PROVIDED MATERIAL:
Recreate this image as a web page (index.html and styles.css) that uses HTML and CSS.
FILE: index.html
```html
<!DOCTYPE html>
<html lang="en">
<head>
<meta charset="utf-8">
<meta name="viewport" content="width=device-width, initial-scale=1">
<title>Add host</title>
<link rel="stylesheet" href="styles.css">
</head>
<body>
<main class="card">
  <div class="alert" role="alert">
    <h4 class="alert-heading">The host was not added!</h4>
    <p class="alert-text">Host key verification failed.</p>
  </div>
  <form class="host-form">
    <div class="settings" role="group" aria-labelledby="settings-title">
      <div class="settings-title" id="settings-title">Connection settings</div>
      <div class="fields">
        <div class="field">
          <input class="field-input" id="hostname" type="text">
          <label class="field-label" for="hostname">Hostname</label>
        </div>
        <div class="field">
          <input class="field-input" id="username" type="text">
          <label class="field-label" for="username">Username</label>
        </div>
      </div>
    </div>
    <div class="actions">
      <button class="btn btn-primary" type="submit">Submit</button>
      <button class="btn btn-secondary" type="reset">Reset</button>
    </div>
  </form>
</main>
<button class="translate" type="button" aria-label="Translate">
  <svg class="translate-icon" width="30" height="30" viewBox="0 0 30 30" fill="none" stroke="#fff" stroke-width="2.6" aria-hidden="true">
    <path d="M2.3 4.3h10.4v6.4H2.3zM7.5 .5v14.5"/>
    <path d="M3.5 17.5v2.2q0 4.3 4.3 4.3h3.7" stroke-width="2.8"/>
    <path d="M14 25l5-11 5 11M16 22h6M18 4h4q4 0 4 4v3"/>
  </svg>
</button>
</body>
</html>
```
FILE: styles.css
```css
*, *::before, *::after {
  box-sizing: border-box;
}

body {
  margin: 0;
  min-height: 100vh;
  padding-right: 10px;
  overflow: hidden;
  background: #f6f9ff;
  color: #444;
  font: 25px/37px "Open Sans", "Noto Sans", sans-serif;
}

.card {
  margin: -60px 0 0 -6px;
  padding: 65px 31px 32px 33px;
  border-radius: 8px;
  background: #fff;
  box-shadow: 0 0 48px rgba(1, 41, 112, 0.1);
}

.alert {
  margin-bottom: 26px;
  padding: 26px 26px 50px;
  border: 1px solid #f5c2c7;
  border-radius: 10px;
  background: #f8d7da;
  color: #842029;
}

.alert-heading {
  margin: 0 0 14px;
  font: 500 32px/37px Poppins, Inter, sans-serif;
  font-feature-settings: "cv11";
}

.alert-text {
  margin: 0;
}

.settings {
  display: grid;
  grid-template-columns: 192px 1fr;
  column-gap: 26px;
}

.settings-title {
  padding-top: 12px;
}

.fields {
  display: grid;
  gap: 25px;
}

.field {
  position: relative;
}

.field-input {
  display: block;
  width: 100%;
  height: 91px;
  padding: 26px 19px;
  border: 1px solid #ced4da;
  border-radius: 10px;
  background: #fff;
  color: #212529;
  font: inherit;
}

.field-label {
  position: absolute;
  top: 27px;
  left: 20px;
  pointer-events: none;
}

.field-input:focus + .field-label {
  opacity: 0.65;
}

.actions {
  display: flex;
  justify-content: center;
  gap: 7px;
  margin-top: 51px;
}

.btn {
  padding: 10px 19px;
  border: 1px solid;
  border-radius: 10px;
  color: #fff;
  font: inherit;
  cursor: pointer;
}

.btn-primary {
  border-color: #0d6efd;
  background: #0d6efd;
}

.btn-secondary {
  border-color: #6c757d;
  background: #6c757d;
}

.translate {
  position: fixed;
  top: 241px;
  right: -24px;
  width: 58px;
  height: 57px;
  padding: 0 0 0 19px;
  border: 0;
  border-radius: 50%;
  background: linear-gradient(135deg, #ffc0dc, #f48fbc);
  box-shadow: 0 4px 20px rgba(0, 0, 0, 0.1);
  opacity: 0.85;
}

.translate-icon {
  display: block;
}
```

PROBLEM REQUIREMENTS:
Write every line of the material above again, exactly.

TASK RESULT:
Recreate this image as a web page (index.html and styles.css) that uses HTML and CSS.
FILE: index.html
```html
<!DOCTYPE html>
<html lang="en">
<head>
<meta charset="utf-8">
<meta name="viewport" content="width=device-width, initial-scale=1">
<title>Add host</title>
<link rel="stylesheet" href="styles.css">
</head>
<body>
<main class="card">
  <div class="alert" role="alert">
    <h4 class="alert-heading">The host was not added!</h4>
    <p class="alert-text">Host key verification failed.</p>
  </div>
  <form class="host-form">
    <div class="settings" role="group" aria-labelledby="settings-title">
      <div class="settings-title" id="settings-title">Connection settings</div>
      <div class="fields">
        <div class="field">
          <input class="field-input" id="hostname" type="text">
          <label class="field-label" for="hostname">Hostname</label>
        </div>
        <div class="field">
          <input class="field-input" id="username" type="text">
          <label class="field-label" for="username">Username</label>
        </div>
      </div>
    </div>
    <div class="actions">
      <button class="btn btn-primary" type="submit">Submit</button>
      <button class="btn btn-secondary" type="reset">Reset</button>
    </div>
  </form>
</main>
<button class="translate" type="button" aria-label="Translate">
  <svg class="translate-icon" width="30" height="30" viewBox="0 0 30 30" fill="none" stroke="#fff" stroke-width="2.6" aria-hidden="true">
    <path d="M2.3 4.3h10.4v6.4H2.3zM7.5 .5v14.5"/>
    <path d="M3.5 17.5v2.2q0 4.3 4.3 4.3h3.7" stroke-width="2.8"/>
    <path d="M14 25l5-11 5 11M16 22h6M18 4h4q4 0 4 4v3"/>
  </svg>
</button>
</body>
</html>
```
FILE: styles.css
```css
*, *::before, *::after {
  box-sizing: border-box;
}

body {
  margin: 0;
  min-height: 100vh;
  padding-right: 10px;
  overflow: hidden;
  background: #f6f9ff;
  color: #444;
  font: 25px/37px "Open Sans", "Noto Sans", sans-serif;
}

.card {
  margin: -60px 0 0 -6px;
  padding: 65px 31px 32px 33px;
  border-radius: 8px;
  background: #fff;
  box-shadow: 0 0 48px rgba(1, 41, 112, 0.1);
}

.alert {
  margin-bottom: 26px;
  padding: 26px 26px 50px;
  border: 1px solid #f5c2c7;
  border-radius: 10px;
  background: #f8d7da;
  color: #842029;
}

.alert-heading {
  margin: 0 0 14px;
  font: 500 32px/37px Poppins, Inter, sans-serif;
  font-feature-settings: "cv11";
}

.alert-text {
  margin: 0;
}

.settings {
  display: grid;
  grid-template-columns: 192px 1fr;
  column-gap: 26px;
}

.settings-title {
  padding-top: 12px;
}

.fields {
  display: grid;
  gap: 25px;
}

.field {
  position: relative;
}

.field-input {
  display: block;
  width: 100%;
  height: 91px;
  padding: 26px 19px;
  border: 1px solid #ced4da;
  border-radius: 10px;
  background: #fff;
  color: #212529;
  font: inherit;
}

.field-label {
  position: absolute;
  top: 27px;
  left: 20px;
  pointer-events: none;
}

.field-input:focus + .field-label {
  opacity: 0.65;
}

.actions {
  display: flex;
  justify-content: center;
  gap: 7px;
  margin-top: 51px;
}

.btn {
  padding: 10px 19px;
  border: 1px solid;
  border-radius: 10px;
  color: #fff;
  font: inherit;
  cursor: pointer;
}

.btn-primary {
  border-color: #0d6efd;
  background: #0d6efd;
}

.btn-secondary {
  border-color: #6c757d;
  background: #6c757d;
}

.translate {
  position: fixed;
  top: 241px;
  right: -24px;
  width: 58px;
  height: 57px;
  padding: 0 0 0 19px;
  border: 0;
  border-radius: 50%;
  background: linear-gradient(135deg, #ffc0dc, #f48fbc);
  box-shadow: 0 4px 20px rgba(0, 0, 0, 0.1);
  opacity: 0.85;
}

.translate-icon {
  display: block;
}
```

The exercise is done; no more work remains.